On eggplants, imagination, and being like a child

This quote made me laugh.


Vivid image, isn’t it? A child growing into an eggplant, or any variety of garden vegetable hiding in the depths of the fridge.

It reminded me of a man I knew years ago. We were in a church singles group. Mike had a different personality: a little clueless, a little goofy, a lot of warm-hearted kindness. As a young man, he had been in a horrible accident. Thrown from a horse, I think. Afterward, he was in a coma. Doctors told his mother that he’d be a vegetable for the rest of his life.

At that point in the story, he’d point to his vivid red hair. “Well, I did turn out to be a carrot top.”

Even brain damage didn’t stop his imagination from linking the doctor’s dire (and wrong) prediction with his natural hair color. His child-like personality often left him socially impaired, but it also gave him a big heart and an openness that, sometimes, we oh-so-mature grown-ups lack.

We’re busy hiding behind polite adherence to social nuances. We’re nice, which has to be the worst adjective possible to saddle on a person and we all know it, but we’re too determined to be nice because we think it makes us mature when it doesn’t.

It’s only in becoming like a child that we find true maturity.    


14 thoughts on “On eggplants, imagination, and being like a child

  1. I have noticed too, that some adults who have learning difficulties and become Christians have a more innocent and trusting faith than many educated and sophisticated and worldly Christians have. Become born again…? See the world and God like little children do…?


    1. It’s an interesting contradiction, in a way: on the one hand, we’re to be like little children in coming to God, and yet we are also to grow in maturity in our faith. Sometimes (often) it’s a struggle to do both!


  2. Love the quote, and love the story about your friend. My son Jonathan, because of his disability, is more childlike than his 13 years would normally suggest, but that is such an appealing part of who he is. He doesn’t resent; he doesn’t hold grudges; he doesn’t envy (well, maybe he might try to take away a smaller kid’s ball or balloon….); he just lives his life. There’s so much to learn from that.

    Liked by 1 person

    1. I enjoy hearing about Jonathan and his attitude so much, Jeannie. I know there are days when it’s hard for you and your family, but every time I read about him, I learn something and feel like the world is a little brighter because he’s in it and you’re in it! Thanks!!

      Liked by 1 person

  3. I too loved the Ursula LeG quote! And the story about the fellow with the carrot-top. And the whole post! 🙂

    As for this line: “It’s only in becoming like a child that we find true maturity.” That will keep me chewing for a while.
    I find that when I’m more like a child, I’m in the moment, in the flow…without sugarcoating anything, I’d like to say I’m happier too.

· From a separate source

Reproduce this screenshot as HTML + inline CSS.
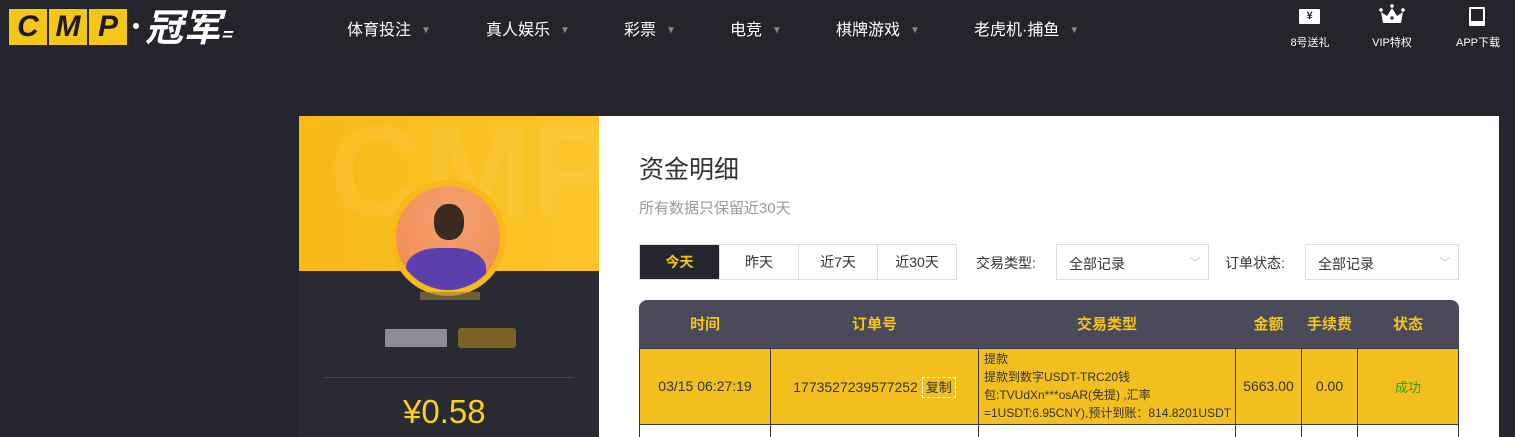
<!DOCTYPE html>
<html><head><meta charset="utf-8"><style>
*{margin:0;padding:0;box-sizing:border-box}
html,body{width:1515px;height:437px;overflow:hidden}
body{background:#25252e;font-family:"Liberation Sans","Noto Sans CJK SC",sans-serif;position:relative}
.a{position:absolute}
.nav{color:#fff;font-size:16px;top:16px}
.nav i{font-style:normal;color:#888;font-size:10px;margin-left:10px;vertical-align:2px}
.ic{color:#fff;font-size:11px;text-align:center;width:70px;top:34px}
td,th{border:1px solid #3a3a40;text-align:center;font-size:13px;color:#333}
th{border:none;color:#f5c518;font-size:15px;font-weight:bold;height:48px}
.L{width:38px;height:36px;background:#f5c518;color:#1a1a1a;font:italic bold 30px 'Liberation Sans';text-align:center;line-height:36px}
</style></head><body>
<div class="a" style="left:0;top:0;width:1515px;height:56px;background:#24242c"></div>
<div class="a" style="left:9px;top:9px;display:flex;gap:2px">
<div class="L">C</div><div class="L">M</div><div class="L">P</div>
</div>
<div class="a" style="left:133px;top:23px;width:6px;height:6px;border-radius:50%;background:#fff"></div>
<div class="a" style="left:145px;top:2px;color:#fff;font:italic bold 38px 'Noto Sans CJK SC',sans-serif;line-height:46px">冠军<span style="font-size:18px">=</span></div>
<div class="a nav" style="left:347px">体育投注<i>▼</i></div>
<div class="a nav" style="left:486px">真人娱乐<i>▼</i></div>
<div class="a nav" style="left:624px">彩票<i>▼</i></div>
<div class="a nav" style="left:730px">电竞<i>▼</i></div>
<div class="a nav" style="left:836px">棋牌游戏<i>▼</i></div>
<div class="a nav" style="left:974px">老虎机·捕鱼<i>▼</i></div>
<div class="a" style="left:1299px;top:9px;width:21px;height:15px;background:#fff;color:#24242c;font-size:11px;font-weight:bold;line-height:15px;text-align:center;border-radius:1px">¥</div>
<svg class="a" style="left:1379px;top:4px" width="26" height="20" viewBox="0 0 26 20"><circle cx="13" cy="2" r="1.8" fill="#fff"/><circle cx="2" cy="6" r="1.8" fill="#fff"/><circle cx="24" cy="6" r="1.8" fill="#fff"/><path d="M2 8l6 4 5-8 5 8 6-4-2 11H4z" fill="#fff"/><circle cx="13" cy="14" r="1.6" fill="#24242c"/></svg>
<div class="a" style="left:1469px;top:7px;width:16px;height:19px;border:2px solid #fff;border-bottom-width:5px;border-radius:1px"></div>
<div class="a ic" style="left:1275px">8号送礼</div>
<div class="a ic" style="left:1357px">VIP特权</div>
<div class="a ic" style="left:1443px">APP下载</div>

<div class="a" style="left:299px;top:116px;width:300px;height:321px;background:#2a2a33"></div>
<div class="a" style="left:299px;top:116px;width:300px;height:155px;background:linear-gradient(90deg,#f7b918,#fcc52a);overflow:hidden"><div style="position:absolute;left:30px;top:-20px;font:bold 130px 'Liberation Sans';color:rgba(255,255,255,.06)">CMP</div></div>
<div class="a" style="left:390px;top:180px;width:116px;height:116px;border-radius:50%;background:#f7b918;padding:6px"><div style="width:104px;height:104px;border-radius:50%;background:radial-gradient(circle at 55% 30%,#f4a070,#f08850);overflow:hidden;position:relative"><div style="position:absolute;left:38px;top:18px;width:30px;height:36px;border-radius:45%;background:#3a2a20"></div><div style="position:absolute;left:10px;top:62px;width:80px;height:50px;border-radius:40% 40% 0 0;background:#5a3fae"></div></div></div>
<div class="a" style="left:420px;top:292px;width:60px;height:8px;background:#9b8040;opacity:.6"></div>
<div class="a" style="left:385px;top:329px;width:62px;height:18px;background:#b8b8c0;opacity:.7"></div>
<div class="a" style="left:458px;top:328px;width:58px;height:20px;background:#7a6224;border-radius:3px"></div>
<div class="a" style="left:324px;top:377px;width:250px;height:1px;background:#444450"></div>
<div class="a" style="left:403px;top:393px;color:#f8d31a;font-size:33px">¥0.58</div>

<div class="a" style="left:599px;top:116px;width:900px;height:321px;background:#fff"></div>
<div class="a" style="left:639px;top:150px;font-size:25px;color:#333">资金明细</div>
<div class="a" style="left:639px;top:197px;font-size:15px;color:#999">所有数据只保留近30天</div>
<div class="a" style="left:639px;top:244px;display:flex;border:1px solid #ddd;height:36px">
<div style="width:79px;background:#25252d;color:#f5c518;font-weight:bold;font-size:14px;text-align:center;line-height:34px">今天</div>
<div style="width:79px;border-left:1px solid #ddd;font-size:14px;text-align:center;line-height:34px;color:#333">昨天</div>
<div style="width:79px;border-left:1px solid #ddd;font-size:14px;text-align:center;line-height:34px;color:#333">近7天</div>
<div style="width:79px;border-left:1px solid #ddd;font-size:14px;text-align:center;line-height:34px;color:#333">近30天</div>
</div>
<div class="a" style="left:976px;top:253px;font-size:14px;color:#333">交易类型:</div>
<div class="a" style="left:1056px;top:244px;width:153px;height:36px;border:1px solid #ddd;font-size:14px;color:#333;padding:9px 12px">全部记录<span style="position:absolute;right:8px;color:#bbb;font-size:10px">﹀</span></div>
<div class="a" style="left:1225px;top:253px;font-size:14px;color:#333">订单状态:</div>
<div class="a" style="left:1305px;top:244px;width:154px;height:36px;border:1px solid #ddd;font-size:14px;color:#333;padding:9px 12px">全部记录<span style="position:absolute;right:8px;color:#bbb;font-size:10px">﹀</span></div>

<table class="a" style="left:639px;top:300px;width:820px;border-collapse:collapse;background:#4a4a5a;border-radius:8px 8px 0 0;overflow:hidden">
<tr><th style="width:131px">时间</th><th style="width:208px">订单号</th><th style="width:257px">交易类型</th><th style="width:66px">金额</th><th style="width:56px">手续费</th><th>状态</th></tr>
<tr style="background:#f2bf1e;height:76px"><td style="font-size:14px">03/15 06:27:19</td><td style="font-size:14px">1773527239577252 <span style="border:1px dashed #fff;padding:2px 3px;font-size:13px">复制</span></td><td style="text-align:left;padding-left:5px;font-size:12px;line-height:18px">提款<br>提款到数字USDT-TRC20钱<br>包:TVUdXn***osAR(免提) ,汇率<br>=1USDT:6.95CNY),预计到账：814.8201USDT</td><td style="font-size:14px">5663.00</td><td style="font-size:14px">0.00</td><td style="color:#3a9a1a">成功</td></tr>
<tr style="background:#fff;height:20px"><td></td><td></td><td></td><td></td><td></td><td></td></tr>
</table>
</body></html>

    I can’t help but think of Madeleine L’Engle, who was often asked if her books were for adults or for children. Her famous response: ” “You have to write the book that wants to be written. And if the book will be too difficult for grown-ups, then you write it for children.”


    1. That is a great L’Engle quote. I’m amazed at the number of would-be (or actual) writers who think writing for children or teens is easier than writing for adults. (Cue my Valley Girl imitation): Like, WHATEVER!

      Liked by 1 person

      1. Ha ha!! :))) I thought of you this morning as I was watching a YouTube video of Jonathan Van Ness commenting about the Oscars (I only watch it for him) and his co-host was a actor & comedian Drew Droege!!!! drewdroege.com On Twitter he’s at @drewdroege Is he a distant cousin? I liked him! Are *you* on Twitter yet??? You know I’d like you there! :)))) It’s way better than Facebook!


      2. No clue if Drew’s a relative! I’ve never met any other Droeges except my sister-in-law, now that she’s changed back to her married name; my mother-in-law is remarried and my husband’s cousins live far away. I’ve heard that there’s a group of Droeges in the Atlanta area, though.

        I used to be on Twitter, but it made my mind rather jumpy, so I ended up ditching both Twitter and Facebook. If I were, I’d follow you, too!

        Liked by 1 person

  4. “we’re too determined to be nice because we think it makes us mature when it doesn’t”

    Wowza, Laura. That described me when I was a young adult. I eventually grew out of it, whether from experience or what not. Maybe my introversion just got so pronounced that I wouldn’t play the niceness game any longer.


    1. Prior to writing this post, I went on a post-church rant (in front of my kids!) about how I was sick and tired of church people being so NICE all the time, when nice isn’t even on the list of the fruit of the Spirit. Nice, nice, nice, I ranted. Nothing ever changes when we’re overly-nice and overly-polite, including things that need to change. But it’s hard to be the lone female in a church setting who is willing to confront, object, or do anything that sweet Southern church ladies aren’t supposed to do because we’re supposed to be “nice” to everyone. (Sorry, I started ranting again!)